I am saying that there is a difference between (1) a correctly implemented strategy that fails to beat the market 100% of the time (as it certainly will) but beats the market "over the full market cycle" and (2) a strategy that, if implemented correctly, would beat the market "over the full market cycle" but is in fact implemented incorrectly, either because you chose the wrong manager (choosing managers is hard) or because you happened to implement the strategy incorrectly out of inexperience, illness, distraction, or human nature, which you point out includes "sticking to strategies is hard as hell to do for anyone."

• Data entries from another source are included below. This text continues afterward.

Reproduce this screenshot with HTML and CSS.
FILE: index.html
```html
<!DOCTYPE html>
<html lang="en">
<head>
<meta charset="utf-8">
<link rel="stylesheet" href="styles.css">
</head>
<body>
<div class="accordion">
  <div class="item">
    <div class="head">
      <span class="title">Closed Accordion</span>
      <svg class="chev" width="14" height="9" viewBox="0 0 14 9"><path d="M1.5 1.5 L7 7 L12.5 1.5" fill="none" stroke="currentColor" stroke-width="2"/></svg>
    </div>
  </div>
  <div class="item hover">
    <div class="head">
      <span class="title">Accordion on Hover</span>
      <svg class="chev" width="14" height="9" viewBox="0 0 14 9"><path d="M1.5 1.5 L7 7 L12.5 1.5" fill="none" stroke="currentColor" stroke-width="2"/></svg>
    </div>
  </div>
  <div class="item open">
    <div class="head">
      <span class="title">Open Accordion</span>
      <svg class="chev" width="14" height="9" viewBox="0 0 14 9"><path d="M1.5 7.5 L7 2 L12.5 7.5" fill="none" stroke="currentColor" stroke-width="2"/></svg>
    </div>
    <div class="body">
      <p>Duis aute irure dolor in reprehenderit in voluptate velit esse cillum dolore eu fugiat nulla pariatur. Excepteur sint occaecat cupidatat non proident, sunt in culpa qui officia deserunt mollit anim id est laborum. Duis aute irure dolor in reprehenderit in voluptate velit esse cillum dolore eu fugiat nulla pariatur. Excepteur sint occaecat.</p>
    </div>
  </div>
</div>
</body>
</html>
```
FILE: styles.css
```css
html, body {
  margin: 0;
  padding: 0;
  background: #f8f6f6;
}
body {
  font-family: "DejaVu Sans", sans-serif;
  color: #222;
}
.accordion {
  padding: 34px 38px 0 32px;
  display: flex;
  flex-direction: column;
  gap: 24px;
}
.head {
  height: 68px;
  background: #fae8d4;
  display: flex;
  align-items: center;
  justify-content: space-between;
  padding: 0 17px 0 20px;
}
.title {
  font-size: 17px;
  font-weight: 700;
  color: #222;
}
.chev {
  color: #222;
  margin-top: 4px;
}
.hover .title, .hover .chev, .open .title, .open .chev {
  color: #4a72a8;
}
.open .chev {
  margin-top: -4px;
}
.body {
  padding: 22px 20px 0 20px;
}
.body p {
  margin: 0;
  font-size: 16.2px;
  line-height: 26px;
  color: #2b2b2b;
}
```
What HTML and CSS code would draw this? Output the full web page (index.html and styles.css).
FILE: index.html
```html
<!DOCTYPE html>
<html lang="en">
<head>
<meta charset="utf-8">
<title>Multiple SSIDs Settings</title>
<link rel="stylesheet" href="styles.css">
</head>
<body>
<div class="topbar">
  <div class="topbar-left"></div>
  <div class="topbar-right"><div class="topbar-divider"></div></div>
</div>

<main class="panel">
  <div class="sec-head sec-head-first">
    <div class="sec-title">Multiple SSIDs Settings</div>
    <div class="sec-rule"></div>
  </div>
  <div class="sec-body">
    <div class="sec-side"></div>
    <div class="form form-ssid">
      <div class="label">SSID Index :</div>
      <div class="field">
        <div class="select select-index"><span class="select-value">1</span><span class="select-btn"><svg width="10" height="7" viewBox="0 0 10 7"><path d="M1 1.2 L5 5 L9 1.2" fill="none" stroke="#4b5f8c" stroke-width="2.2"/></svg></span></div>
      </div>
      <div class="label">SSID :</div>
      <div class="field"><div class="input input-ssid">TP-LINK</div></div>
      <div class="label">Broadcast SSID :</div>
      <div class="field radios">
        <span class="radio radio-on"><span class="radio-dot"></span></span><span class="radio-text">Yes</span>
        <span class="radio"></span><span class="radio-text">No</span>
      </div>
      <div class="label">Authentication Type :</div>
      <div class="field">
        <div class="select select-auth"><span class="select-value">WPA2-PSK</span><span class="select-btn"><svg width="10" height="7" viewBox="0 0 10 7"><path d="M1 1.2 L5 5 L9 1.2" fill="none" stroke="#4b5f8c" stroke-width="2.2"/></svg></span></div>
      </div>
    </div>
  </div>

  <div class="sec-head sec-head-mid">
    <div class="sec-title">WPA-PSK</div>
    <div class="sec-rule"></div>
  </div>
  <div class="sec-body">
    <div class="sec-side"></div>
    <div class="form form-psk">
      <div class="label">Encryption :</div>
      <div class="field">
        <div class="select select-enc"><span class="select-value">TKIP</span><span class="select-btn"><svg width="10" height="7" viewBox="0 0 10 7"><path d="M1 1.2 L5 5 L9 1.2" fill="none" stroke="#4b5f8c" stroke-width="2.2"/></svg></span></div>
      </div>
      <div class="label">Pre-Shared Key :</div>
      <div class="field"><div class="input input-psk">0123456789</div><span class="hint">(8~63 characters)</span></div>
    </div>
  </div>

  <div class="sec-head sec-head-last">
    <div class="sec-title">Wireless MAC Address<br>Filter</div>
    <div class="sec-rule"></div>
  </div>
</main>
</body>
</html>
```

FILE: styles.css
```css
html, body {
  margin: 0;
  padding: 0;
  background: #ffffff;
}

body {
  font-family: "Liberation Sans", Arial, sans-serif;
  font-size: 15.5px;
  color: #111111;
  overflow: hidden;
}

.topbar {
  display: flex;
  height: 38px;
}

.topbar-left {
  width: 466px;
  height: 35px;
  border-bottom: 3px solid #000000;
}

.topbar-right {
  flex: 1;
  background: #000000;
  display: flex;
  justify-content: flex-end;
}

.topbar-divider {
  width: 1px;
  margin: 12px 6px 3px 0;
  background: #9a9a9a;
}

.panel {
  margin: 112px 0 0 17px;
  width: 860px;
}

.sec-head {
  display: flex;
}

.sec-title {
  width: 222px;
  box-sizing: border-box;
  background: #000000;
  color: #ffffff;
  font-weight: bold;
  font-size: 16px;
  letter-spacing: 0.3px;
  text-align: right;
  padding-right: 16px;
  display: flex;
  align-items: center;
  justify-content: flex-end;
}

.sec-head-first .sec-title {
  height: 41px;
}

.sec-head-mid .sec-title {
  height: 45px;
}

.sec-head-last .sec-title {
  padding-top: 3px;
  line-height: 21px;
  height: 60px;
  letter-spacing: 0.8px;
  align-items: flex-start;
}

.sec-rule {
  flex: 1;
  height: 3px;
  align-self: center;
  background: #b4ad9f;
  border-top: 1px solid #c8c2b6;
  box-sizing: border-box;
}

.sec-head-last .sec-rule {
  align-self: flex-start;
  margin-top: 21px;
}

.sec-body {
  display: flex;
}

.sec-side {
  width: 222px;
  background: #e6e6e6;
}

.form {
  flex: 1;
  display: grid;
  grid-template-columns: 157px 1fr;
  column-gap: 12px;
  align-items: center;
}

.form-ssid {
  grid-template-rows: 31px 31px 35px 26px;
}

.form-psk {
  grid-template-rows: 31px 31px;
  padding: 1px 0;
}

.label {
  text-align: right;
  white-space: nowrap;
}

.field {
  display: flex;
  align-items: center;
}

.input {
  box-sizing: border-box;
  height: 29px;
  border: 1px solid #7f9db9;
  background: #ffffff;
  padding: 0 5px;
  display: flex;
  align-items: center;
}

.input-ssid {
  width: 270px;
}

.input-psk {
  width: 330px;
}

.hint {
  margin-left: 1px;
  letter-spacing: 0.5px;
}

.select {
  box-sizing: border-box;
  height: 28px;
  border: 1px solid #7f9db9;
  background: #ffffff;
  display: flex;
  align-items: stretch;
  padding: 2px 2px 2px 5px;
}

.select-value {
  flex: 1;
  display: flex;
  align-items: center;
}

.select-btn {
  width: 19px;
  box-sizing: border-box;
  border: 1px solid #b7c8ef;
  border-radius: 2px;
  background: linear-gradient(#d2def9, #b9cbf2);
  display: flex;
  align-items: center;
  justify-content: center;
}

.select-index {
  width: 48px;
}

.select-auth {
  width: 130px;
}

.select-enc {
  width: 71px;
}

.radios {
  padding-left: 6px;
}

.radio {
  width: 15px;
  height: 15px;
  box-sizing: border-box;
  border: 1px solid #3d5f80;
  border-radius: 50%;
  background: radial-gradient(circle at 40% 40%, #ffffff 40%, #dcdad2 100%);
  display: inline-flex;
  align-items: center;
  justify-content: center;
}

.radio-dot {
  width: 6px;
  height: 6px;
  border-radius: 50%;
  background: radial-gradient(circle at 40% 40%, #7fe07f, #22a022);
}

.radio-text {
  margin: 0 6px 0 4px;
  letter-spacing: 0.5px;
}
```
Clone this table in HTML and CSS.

In addition to believing that momentum is a strategy that would beat the market "over the full market cycle" you ALSO have to believe you can choose the correct manager to implement that momentum strategy or believe you can implement it successfully yourself.
 

RWC75

Level 2 Member
Which, again, isn't "magical thinking" at all. It may be overconfidence or hubris, but it's not "magical thinking". Moreover, there is absolutely no reason whatsoever that it can't happen.

I totally get your skepticism, I really do, and chasing "hot managers" and "hot funds" across the mutual fund or ETF industry is a massive cause of investor underperformance, and a solid argument to implementing a simple strategy like 60/40. That does not, however, in any way render invalid the idea that a more complex strategy can be implemented correctly and can outperform over a full market cycle. It's a challenge to overcome innate human impulses, but that's kinda the whole point of the journey of becoming a successful investor or trader in the first place.